Hi,
the current solution seems to be (master == thread-0):
* for (int c = 1, c < core_count; ++c) thread-0 waits for thread-c*
One could instead do something this:
* for (int dc = 1; dc < core_count); dc += dx)
{
parallel(
thread-n waits for thread-n+dc ) if (thread-n+dc <
core_count)
)
}*
Same for start-up. In our case the time would be reduced from 80*tsync
to 7*tsync which
would give us about 11 times the current performance.
/// Jürgen
On 04/06/2014 05:28 PM, Elias Mårtenson wrote:
What part of the join should be parallel? The join itself is
essentially the main thread waiting for all other threads to finish.
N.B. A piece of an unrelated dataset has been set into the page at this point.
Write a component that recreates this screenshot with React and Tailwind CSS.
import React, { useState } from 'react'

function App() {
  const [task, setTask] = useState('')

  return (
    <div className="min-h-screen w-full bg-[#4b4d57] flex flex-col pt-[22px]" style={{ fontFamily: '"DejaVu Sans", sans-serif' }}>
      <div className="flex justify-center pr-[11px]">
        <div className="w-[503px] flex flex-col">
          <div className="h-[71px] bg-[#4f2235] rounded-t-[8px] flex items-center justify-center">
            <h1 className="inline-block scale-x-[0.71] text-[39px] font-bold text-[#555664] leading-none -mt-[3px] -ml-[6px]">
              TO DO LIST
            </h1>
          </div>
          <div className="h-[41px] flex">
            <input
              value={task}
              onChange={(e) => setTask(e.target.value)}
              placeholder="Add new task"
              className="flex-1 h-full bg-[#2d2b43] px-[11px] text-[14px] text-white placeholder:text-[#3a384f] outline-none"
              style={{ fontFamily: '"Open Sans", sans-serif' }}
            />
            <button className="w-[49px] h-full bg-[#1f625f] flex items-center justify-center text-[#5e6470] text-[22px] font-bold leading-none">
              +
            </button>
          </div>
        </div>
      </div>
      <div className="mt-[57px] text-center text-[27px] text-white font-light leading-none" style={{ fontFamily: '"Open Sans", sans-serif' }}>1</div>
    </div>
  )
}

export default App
What is it that can be parallelised?
Regards,
Elias
On 6 April 2014 22:32, Juergen Sauermann
<juergen.sauerm...@t-online.de <mailto:juergen.sauerm...@t-online.de>>
wrote:
Hi,
one more plot that might explain a lot. I have plotted the startup
times and the total times
vs. the number of cores (1024÷1024 array).
For small core counts (i.e. < 6...10), the startup time is
moderate and the total time decreases rapidly.
For more cores, the total time increases again. This is most
likely because the timer per core becomes negligible
and the join time begins to dominate the total time.
Both start and join times seem to be more-or-less linear with the
number of cores which is probably because
the master thread is doing all that. It would have been smarter to
do the start and join in parallel which
would then cost O(log P) instead of O(P) for P cores.
/// Jürgen